Dataset extract:
--*--

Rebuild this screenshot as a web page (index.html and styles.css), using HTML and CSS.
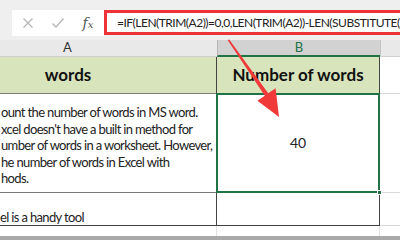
FILE: index.html
```html
<!DOCTYPE html>
<html>
<head>
<meta charset="utf-8">
<link rel="stylesheet" href="styles.css">
</head>
<body>
<div class="app">
  <div class="toolbar">
    <div class="fbar">
      <div class="icons">
        <span class="ic"><svg width="12" height="12" viewBox="0 0 12 12"><path d="M1.5 1.5 L10.5 10.5 M10.5 1.5 L1.5 10.5" stroke="#b8b8b8" stroke-width="1.4" fill="none"/></svg></span>
        <span class="ic"><svg width="14" height="12" viewBox="0 0 14 12"><path d="M1.5 6.5 L5 10 L12.5 1.5" stroke="#b8b8b8" stroke-width="1.5" fill="none"/></svg></span>
        <span class="ic fx">f<sub>x</sub></span>
      </div>
      <div class="formula">=IF(LEN(TRIM(A2))=0,0,LEN(TRIM(A2))-LEN(SUBSTITUTE(A2," ",""))+1)</div>
    </div>
  </div>
  <div class="sheet">
    <div class="hdr hA"><span class="lblA">A</span></div>
    <div class="hdr hB">B</div>
    <div class="hdr hC"></div>

    <div class="cell r1 cA head"><span class="ctrA">words</span></div>
    <div class="cell r1 cB head">Number of words</div>
    <div class="cell r1 cC"></div>

    <div class="cell r2 cA text">ount the number of words in MS word.<br>xcel doesn't have a built in method for<br>umber of words in a worksheet. However,<br>he number of words in Excel with<br>hods.</div>
    <div class="cell r2 cB num sel">40<span class="handle"></span></div>
    <div class="cell r2 cC"></div>

    <div class="cell r3 cA bottomtext">el is a handy tool</div>
    <div class="cell r3 cB"></div>
    <div class="cell r3 cC"></div>

    <div class="cell r4 cA"></div>
    <div class="cell r4 cB"></div>
    <div class="cell r4 cC"></div>
  </div>
  <div class="bar"></div>
  <svg class="arrow" width="400" height="240" viewBox="0 0 400 240">
    <polygon points="227.6,40 229.2,39.6 268.2,93.3 275.6,88.3 279,117 257.4,100.7 264.8,95.7" fill="#f03a3a"/>
  </svg>
</div>
</body>
</html>
```
FILE: styles.css
```css
* { box-sizing: border-box; margin: 0; padding: 0; }
html, body { width: 400px; height: 240px; overflow: hidden; background: #ffffff; }
body { font-family: Lato, "Liberation Sans", sans-serif; color: #222; }
.app { position: relative; width: 400px; height: 240px; overflow: hidden; }

.toolbar { height: 40px; background: #efefef; padding: 10px 0 0 12px; overflow: hidden; }
.fbar { display: flex; height: 26px; width: 420px; }
.icons { width: 92px; background: #ffffff; display: flex; padding-left: 1px; align-items: center; }
.ic { width: 30px; display: flex; justify-content: center; align-items: center; }
.fx { font-family: "DejaVu Serif", "Liberation Serif", serif; font-style: italic; font-size: 14px; color: #555; }
.fx sub { font-size: 10px; vertical-align: baseline; position: relative; top: 1px; }
.formula { flex: 1; height: 25px; border: 3px solid #ee3338; background: #fff; padding-left: 10px;
  font-size: 12px; letter-spacing: -0.5px; line-height: 19px; white-space: nowrap; overflow: hidden; color: #222; }

.sheet { display: grid; grid-template-columns: 217px 163px 20px; grid-template-rows: 17px 37px 99px 33px 10px; }
.hdr { background: #e9e9e9; font-size: 13px; line-height: 15px; color: #333; border-bottom: 1px solid #cfcfcf; }
.lblA { display: inline-block; padding-left: 63px; }
.hB { background: #d2d2d2; border-left: 1px solid #b5b5b5; border-bottom: 2px solid #217346; color: #217346; text-align: center; }
.hC { border-left: 1px solid #c4c4c4; }

.cell { overflow: hidden; white-space: nowrap; }
.cA { border-right: 1px solid #444; }
.cB { border-right: 1px solid #444; }
.r1 { border-bottom: 1px solid #7a7a7a; }
.r1.cA, .r1.cB { background: #d8e4bc; }
.r1.cC { border-bottom-color: #d9d9d9; }
.r2 { border-bottom: 1px solid #7a7a7a; }
.r2.cC { border-bottom-color: #d9d9d9; }
.r3 { border-bottom: 1px solid #404040; }
.r3.cC { border-bottom-color: #d9d9d9; }
.r4.cA, .r4.cB { border-right-color: #e2e2e2; }

.head { font-weight: bold; font-size: 17px; line-height: 36px; text-align: center; color: #111; }
.ctrA { display: block; width: 136px; text-align: center; }
.text { font-size: 13px; letter-spacing: -0.65px; line-height: 16.5px; padding-top: 10px; padding-left: 1px; }
.num { font-size: 14px; text-align: center; line-height: 98px; }
.bottomtext { font-size: 13px; letter-spacing: -0.65px; line-height: 16.5px; display: flex; align-items: flex-end; }

.sel { position: relative; overflow: visible; }
.sel::after { content: ""; position: absolute; left: -1px; top: -1px; right: -1px; bottom: -1px; border: 2px solid #217346; }
.handle { position: absolute; right: -3px; bottom: -3px; width: 5px; height: 5px; background: #217346; border: 1px solid #fff; z-index: 2; }

.bar { height: 4px; background: #a9a9a9; }
.arrow { position: absolute; left: 0; top: 0; }
```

--*--

In your copy of the listing above, reproduce each line exactly and omit all pictures.

Correct answer:
Rebuild this screenshot as a web page (index.html and styles.css), using HTML and CSS.
FILE: index.html
```html
<!DOCTYPE html>
<html>
<head>
<meta charset="utf-8">
<link rel="stylesheet" href="styles.css">
</head>
<body>
<div class="app">
  <div class="toolbar">
    <div class="fbar">
      <div class="icons">
        <span class="ic"><svg width="12" height="12" viewBox="0 0 12 12"><path d="M1.5 1.5 L10.5 10.5 M10.5 1.5 L1.5 10.5" stroke="#b8b8b8" stroke-width="1.4" fill="none"/></svg></span>
        <span class="ic"><svg width="14" height="12" viewBox="0 0 14 12"><path d="M1.5 6.5 L5 10 L12.5 1.5" stroke="#b8b8b8" stroke-width="1.5" fill="none"/></svg></span>
        <span class="ic fx">f<sub>x</sub></span>
      </div>
      <div class="formula">=IF(LEN(TRIM(A2))=0,0,LEN(TRIM(A2))-LEN(SUBSTITUTE(A2," ",""))+1)</div>
    </div>
  </div>
  <div class="sheet">
    <div class="hdr hA"><span class="lblA">A</span></div>
    <div class="hdr hB">B</div>
    <div class="hdr hC"></div>

    <div class="cell r1 cA head"><span class="ctrA">words</span></div>
    <div class="cell r1 cB head">Number of words</div>
    <div class="cell r1 cC"></div>

    <div class="cell r2 cA text">ount the number of words in MS word.<br>xcel doesn't have a built in method for<br>umber of words in a worksheet. However,<br>he number of words in Excel with<br>hods.</div>
    <div class="cell r2 cB num sel">40<span class="handle"></span></div>
    <div class="cell r2 cC"></div>

    <div class="cell r3 cA bottomtext">el is a handy tool</div>
    <div class="cell r3 cB"></div>
    <div class="cell r3 cC"></div>

    <div class="cell r4 cA"></div>
    <div class="cell r4 cB"></div>
    <div class="cell r4 cC"></div>
  </div>
  <div class="bar"></div>
  <svg class="arrow" width="400" height="240" viewBox="0 0 400 240">
    <polygon points="227.6,40 229.2,39.6 268.2,93.3 275.6,88.3 279,117 257.4,100.7 264.8,95.7" fill="#f03a3a"/>
  </svg>
</div>
</body>
</html>
```
FILE: styles.css
```css
* { box-sizing: border-box; margin: 0; padding: 0; }
html, body { width: 400px; height: 240px; overflow: hidden; background: #ffffff; }
body { font-family: Lato, "Liberation Sans", sans-serif; color: #222; }
.app { position: relative; width: 400px; height: 240px; overflow: hidden; }

.toolbar { height: 40px; background: #efefef; padding: 10px 0 0 12px; overflow: hidden; }
.fbar { display: flex; height: 26px; width: 420px; }
.icons { width: 92px; background: #ffffff; display: flex; padding-left: 1px; align-items: center; }
.ic { width: 30px; display: flex; justify-content: center; align-items: center; }
.fx { font-family: "DejaVu Serif", "Liberation Serif", serif; font-style: italic; font-size: 14px; color: #555; }
.fx sub { font-size: 10px; vertical-align: baseline; position: relative; top: 1px; }
.formula { flex: 1; height: 25px; border: 3px solid #ee3338; background: #fff; padding-left: 10px;
  font-size: 12px; letter-spacing: -0.5px; line-height: 19px; white-space: nowrap; overflow: hidden; color: #222; }

.sheet { display: grid; grid-template-columns: 217px 163px 20px; grid-template-rows: 17px 37px 99px 33px 10px; }
.hdr { background: #e9e9e9; font-size: 13px; line-height: 15px; color: #333; border-bottom: 1px solid #cfcfcf; }
.lblA { display: inline-block; padding-left: 63px; }
.hB { background: #d2d2d2; border-left: 1px solid #b5b5b5; border-bottom: 2px solid #217346; color: #217346; text-align: center; }
.hC { border-left: 1px solid #c4c4c4; }

.cell { overflow: hidden; white-space: nowrap; }
.cA { border-right: 1px solid #444; }
.cB { border-right: 1px solid #444; }
.r1 { border-bottom: 1px solid #7a7a7a; }
.r1.cA, .r1.cB { background: #d8e4bc; }
.r1.cC { border-bottom-color: #d9d9d9; }
.r2 { border-bottom: 1px solid #7a7a7a; }
.r2.cC { border-bottom-color: #d9d9d9; }
.r3 { border-bottom: 1px solid #404040; }
.r3.cC { border-bottom-color: #d9d9d9; }
.r4.cA, .r4.cB { border-right-color: #e2e2e2; }

.head { font-weight: bold; font-size: 17px; line-height: 36px; text-align: center; color: #111; }
.ctrA { display: block; width: 136px; text-align: center; }
.text { font-size: 13px; letter-spacing: -0.65px; line-height: 16.5px; padding-top: 10px; padding-left: 1px; }
.num { font-size: 14px; text-align: center; line-height: 98px; }
.bottomtext { font-size: 13px; letter-spacing: -0.65px; line-height: 16.5px; display: flex; align-items: flex-end; }

.sel { position: relative; overflow: visible; }
.sel::after { content: ""; position: absolute; left: -1px; top: -1px; right: -1px; bottom: -1px; border: 2px solid #217346; }
.handle { position: absolute; right: -3px; bottom: -3px; width: 5px; height: 5px; background: #217346; border: 1px solid #fff; z-index: 2; }

.bar { height: 4px; background: #a9a9a9; }
.arrow { position: absolute; left: 0; top: 0; }
```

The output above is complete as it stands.